(Task directions):
Each line below that contains "index" counts once; report the total and nothing more.

━━━ Supplied information

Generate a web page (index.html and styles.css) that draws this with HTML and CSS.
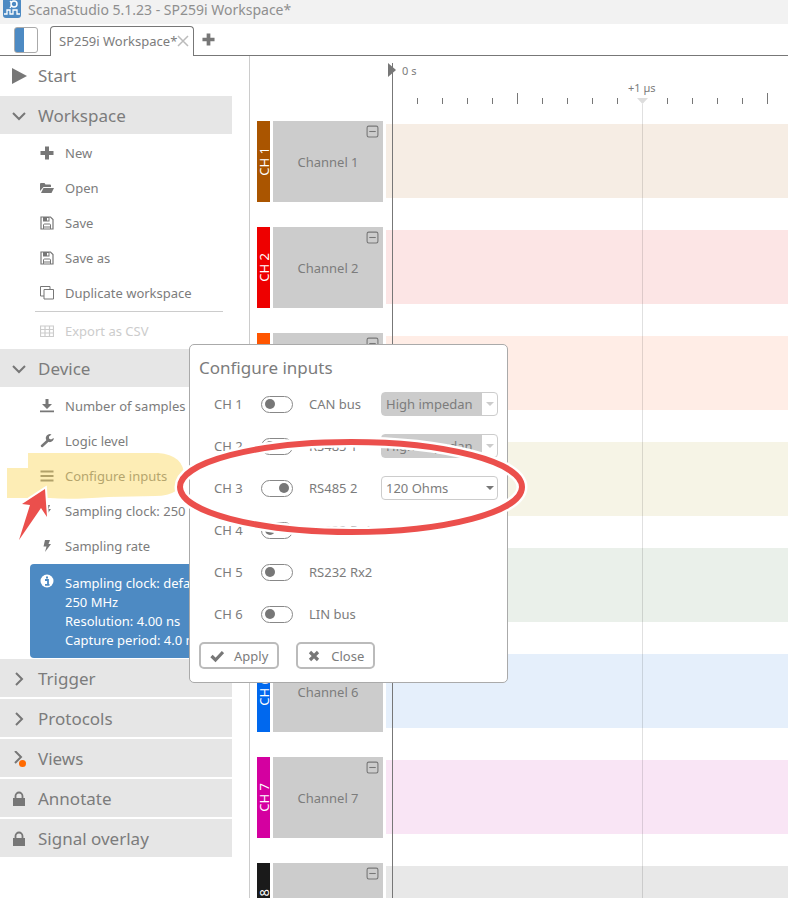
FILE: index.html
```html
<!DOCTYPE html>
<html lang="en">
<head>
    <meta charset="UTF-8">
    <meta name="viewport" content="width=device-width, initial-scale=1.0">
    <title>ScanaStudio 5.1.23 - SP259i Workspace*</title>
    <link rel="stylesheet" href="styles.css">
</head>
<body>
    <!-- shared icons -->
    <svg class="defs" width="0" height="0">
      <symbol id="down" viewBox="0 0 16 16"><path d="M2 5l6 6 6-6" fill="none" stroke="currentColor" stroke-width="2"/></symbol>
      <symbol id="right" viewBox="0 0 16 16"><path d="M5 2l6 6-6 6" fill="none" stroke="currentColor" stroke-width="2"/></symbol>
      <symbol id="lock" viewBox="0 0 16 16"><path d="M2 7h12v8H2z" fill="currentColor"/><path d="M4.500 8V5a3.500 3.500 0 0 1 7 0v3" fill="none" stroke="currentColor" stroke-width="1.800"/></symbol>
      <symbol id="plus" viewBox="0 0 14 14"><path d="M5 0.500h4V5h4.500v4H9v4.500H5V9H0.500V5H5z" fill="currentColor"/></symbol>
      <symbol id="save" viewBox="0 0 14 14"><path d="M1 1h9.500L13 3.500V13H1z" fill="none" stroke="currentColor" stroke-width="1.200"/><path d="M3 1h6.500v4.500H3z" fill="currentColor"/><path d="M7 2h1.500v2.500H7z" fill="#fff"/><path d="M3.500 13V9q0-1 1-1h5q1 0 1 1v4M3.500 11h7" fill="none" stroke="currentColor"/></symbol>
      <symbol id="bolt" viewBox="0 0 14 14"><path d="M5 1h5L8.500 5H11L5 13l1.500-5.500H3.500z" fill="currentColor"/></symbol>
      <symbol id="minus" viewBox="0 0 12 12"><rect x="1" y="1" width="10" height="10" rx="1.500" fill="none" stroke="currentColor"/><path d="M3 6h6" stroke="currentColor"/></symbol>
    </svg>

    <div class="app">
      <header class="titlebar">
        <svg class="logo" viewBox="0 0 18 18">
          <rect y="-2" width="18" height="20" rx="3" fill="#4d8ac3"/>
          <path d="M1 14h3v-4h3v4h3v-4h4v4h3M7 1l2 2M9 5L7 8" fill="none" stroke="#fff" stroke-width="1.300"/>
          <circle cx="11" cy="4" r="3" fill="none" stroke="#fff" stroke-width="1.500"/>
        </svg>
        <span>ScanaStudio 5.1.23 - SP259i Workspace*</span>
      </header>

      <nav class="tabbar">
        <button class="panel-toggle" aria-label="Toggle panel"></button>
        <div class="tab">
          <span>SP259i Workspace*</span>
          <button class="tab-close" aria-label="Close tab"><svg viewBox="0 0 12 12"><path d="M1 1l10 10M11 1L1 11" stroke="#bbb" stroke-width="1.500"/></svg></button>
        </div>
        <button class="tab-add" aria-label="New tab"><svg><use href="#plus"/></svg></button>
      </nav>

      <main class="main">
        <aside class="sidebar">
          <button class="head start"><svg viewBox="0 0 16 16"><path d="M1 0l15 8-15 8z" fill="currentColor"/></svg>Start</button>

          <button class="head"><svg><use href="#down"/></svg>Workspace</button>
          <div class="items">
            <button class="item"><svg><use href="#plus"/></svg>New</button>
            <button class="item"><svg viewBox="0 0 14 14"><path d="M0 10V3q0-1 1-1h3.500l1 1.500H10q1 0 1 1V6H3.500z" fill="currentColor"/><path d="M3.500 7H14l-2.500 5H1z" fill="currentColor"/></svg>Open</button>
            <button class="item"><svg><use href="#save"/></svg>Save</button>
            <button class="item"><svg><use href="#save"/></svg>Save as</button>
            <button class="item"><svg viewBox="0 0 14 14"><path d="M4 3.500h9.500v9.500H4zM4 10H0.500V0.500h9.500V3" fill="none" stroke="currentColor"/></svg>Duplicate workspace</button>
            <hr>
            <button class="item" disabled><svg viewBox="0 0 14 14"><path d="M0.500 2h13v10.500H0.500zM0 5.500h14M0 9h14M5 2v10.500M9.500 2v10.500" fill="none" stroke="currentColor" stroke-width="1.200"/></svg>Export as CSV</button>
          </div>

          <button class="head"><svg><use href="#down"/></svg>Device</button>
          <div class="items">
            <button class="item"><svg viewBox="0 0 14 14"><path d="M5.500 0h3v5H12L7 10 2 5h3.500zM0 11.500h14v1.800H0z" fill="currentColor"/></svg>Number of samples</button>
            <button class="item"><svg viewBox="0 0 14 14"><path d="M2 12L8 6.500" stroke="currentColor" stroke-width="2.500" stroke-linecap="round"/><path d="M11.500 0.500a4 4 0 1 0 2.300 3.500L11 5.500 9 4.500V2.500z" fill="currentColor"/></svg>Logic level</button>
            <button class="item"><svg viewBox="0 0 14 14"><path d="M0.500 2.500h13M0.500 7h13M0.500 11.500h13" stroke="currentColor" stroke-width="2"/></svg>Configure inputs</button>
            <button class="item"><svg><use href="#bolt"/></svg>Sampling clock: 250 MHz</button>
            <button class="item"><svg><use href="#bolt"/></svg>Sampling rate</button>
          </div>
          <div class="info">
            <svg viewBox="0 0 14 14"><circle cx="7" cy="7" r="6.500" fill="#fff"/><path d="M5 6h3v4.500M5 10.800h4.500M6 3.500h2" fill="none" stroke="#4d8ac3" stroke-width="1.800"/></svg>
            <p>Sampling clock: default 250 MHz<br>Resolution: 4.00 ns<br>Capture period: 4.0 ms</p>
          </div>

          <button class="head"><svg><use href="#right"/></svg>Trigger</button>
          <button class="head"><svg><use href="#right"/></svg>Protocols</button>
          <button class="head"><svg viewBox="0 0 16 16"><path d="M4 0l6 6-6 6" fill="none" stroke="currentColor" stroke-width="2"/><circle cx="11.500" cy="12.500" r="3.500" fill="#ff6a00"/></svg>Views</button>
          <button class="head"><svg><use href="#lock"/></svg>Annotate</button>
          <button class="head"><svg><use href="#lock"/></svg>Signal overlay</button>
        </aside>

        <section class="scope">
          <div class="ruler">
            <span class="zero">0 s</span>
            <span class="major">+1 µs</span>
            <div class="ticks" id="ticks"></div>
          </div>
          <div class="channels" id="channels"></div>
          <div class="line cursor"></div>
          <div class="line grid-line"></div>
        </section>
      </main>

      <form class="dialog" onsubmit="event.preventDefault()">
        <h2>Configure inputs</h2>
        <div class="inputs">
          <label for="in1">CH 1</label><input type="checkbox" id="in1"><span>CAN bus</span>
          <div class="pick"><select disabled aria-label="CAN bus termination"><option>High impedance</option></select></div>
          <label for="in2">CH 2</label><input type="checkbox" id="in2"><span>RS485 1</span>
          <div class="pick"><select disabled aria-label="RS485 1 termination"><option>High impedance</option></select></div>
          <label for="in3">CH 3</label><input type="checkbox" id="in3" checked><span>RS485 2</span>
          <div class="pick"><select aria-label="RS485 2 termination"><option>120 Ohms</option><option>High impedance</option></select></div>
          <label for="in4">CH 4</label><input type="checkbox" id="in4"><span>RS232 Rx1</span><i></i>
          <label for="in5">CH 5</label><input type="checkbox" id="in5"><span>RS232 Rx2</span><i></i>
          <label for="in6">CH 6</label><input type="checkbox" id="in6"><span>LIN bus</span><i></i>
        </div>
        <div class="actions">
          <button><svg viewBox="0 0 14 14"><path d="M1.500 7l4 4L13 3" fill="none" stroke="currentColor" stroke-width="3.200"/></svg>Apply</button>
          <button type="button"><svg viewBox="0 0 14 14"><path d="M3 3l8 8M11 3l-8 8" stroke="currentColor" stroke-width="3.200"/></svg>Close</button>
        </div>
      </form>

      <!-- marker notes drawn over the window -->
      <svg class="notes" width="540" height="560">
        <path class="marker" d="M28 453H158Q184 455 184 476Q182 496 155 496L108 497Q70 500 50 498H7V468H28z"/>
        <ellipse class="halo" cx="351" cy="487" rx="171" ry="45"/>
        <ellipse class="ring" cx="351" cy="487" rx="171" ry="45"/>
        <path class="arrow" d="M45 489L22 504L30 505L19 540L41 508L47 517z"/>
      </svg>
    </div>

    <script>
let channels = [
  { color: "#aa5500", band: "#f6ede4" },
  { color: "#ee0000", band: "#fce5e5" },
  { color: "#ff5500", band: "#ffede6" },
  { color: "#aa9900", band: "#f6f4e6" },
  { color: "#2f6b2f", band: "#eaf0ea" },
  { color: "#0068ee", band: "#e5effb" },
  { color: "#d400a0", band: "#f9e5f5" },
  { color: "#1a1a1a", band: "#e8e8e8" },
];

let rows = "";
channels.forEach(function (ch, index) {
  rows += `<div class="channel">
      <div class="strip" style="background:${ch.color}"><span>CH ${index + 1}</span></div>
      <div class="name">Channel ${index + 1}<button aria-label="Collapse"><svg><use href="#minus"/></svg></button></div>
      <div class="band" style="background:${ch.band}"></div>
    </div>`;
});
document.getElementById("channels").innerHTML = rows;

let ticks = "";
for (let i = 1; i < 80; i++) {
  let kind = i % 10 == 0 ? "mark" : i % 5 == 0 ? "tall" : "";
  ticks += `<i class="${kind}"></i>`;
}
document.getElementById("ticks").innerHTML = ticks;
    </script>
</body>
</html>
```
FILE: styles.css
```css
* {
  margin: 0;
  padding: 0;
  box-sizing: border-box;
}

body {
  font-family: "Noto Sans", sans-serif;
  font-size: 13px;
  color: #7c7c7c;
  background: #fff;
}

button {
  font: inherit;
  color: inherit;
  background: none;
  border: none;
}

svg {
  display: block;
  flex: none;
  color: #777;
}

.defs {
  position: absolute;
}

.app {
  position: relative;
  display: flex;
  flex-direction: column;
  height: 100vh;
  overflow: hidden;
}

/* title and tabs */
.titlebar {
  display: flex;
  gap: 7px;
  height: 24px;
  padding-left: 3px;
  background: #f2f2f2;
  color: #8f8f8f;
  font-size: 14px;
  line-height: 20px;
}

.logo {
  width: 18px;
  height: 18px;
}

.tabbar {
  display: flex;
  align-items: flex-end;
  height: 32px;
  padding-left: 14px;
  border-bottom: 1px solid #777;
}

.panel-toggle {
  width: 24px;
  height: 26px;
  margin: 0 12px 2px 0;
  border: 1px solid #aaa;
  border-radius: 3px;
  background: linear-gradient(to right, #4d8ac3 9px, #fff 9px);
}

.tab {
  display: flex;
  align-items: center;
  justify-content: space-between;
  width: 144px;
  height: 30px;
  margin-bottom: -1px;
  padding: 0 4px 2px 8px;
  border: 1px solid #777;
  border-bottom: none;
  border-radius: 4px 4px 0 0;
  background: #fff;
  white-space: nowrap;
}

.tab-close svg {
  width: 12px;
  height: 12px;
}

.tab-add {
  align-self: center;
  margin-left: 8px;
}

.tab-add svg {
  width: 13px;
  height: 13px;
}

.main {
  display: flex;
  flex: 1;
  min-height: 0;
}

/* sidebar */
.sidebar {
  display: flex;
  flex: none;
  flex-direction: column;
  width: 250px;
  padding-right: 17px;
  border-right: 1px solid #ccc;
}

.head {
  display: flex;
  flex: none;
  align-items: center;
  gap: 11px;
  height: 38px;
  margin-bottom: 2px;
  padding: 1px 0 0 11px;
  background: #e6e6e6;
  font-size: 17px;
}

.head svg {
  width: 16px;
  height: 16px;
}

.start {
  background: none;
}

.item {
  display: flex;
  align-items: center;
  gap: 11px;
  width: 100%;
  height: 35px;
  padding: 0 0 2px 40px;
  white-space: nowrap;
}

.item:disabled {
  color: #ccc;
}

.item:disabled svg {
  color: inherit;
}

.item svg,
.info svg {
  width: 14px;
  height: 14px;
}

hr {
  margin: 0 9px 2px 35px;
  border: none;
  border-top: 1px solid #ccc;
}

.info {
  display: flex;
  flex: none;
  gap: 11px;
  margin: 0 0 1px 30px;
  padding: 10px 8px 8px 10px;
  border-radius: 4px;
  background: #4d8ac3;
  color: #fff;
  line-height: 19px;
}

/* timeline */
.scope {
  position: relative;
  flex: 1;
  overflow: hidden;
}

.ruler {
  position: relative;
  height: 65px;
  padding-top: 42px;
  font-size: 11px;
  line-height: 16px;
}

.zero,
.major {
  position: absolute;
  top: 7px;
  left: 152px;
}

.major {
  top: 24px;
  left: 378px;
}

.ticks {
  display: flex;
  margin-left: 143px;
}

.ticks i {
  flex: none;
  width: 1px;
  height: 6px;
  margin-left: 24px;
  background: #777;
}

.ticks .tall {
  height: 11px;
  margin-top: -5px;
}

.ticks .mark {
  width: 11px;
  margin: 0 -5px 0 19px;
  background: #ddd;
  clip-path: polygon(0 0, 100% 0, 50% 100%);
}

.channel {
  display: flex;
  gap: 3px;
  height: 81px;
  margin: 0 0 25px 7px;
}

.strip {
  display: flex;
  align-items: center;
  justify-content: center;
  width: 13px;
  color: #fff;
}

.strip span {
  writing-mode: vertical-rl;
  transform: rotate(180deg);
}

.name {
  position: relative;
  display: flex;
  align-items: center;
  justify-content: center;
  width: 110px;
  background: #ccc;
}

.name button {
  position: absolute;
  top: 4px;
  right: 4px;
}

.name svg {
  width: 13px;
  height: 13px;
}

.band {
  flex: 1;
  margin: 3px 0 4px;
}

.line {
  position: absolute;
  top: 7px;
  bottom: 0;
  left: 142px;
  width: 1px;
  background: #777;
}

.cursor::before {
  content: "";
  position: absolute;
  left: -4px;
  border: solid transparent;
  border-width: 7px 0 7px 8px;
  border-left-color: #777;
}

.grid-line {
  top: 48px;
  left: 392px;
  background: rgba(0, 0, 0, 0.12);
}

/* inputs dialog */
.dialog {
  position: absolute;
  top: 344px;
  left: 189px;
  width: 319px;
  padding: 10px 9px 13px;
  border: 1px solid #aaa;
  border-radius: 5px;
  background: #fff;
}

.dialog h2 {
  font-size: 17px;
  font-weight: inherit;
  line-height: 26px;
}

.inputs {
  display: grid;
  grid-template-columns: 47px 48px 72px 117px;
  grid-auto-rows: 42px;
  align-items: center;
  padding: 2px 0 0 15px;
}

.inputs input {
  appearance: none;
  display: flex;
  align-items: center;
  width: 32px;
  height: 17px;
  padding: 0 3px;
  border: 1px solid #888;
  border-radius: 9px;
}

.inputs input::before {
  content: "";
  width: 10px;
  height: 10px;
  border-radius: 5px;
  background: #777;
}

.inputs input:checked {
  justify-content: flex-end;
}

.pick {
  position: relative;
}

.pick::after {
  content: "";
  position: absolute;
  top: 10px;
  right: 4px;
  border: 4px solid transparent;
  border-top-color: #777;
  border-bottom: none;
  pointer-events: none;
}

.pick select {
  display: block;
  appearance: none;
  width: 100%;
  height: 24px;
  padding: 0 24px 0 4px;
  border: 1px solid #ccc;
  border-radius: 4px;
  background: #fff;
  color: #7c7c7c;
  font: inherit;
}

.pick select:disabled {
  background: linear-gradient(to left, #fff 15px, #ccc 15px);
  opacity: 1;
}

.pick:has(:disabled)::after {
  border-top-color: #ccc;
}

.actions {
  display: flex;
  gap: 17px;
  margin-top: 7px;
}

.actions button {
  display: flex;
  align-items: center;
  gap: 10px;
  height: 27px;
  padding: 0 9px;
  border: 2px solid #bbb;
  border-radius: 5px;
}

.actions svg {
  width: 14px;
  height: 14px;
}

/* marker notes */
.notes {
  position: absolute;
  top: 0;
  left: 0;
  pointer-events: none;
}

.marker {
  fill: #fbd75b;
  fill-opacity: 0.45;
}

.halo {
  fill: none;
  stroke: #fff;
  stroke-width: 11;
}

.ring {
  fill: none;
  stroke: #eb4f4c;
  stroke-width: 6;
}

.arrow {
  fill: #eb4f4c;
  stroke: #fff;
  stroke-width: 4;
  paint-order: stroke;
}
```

━━━━━━

(The result):
5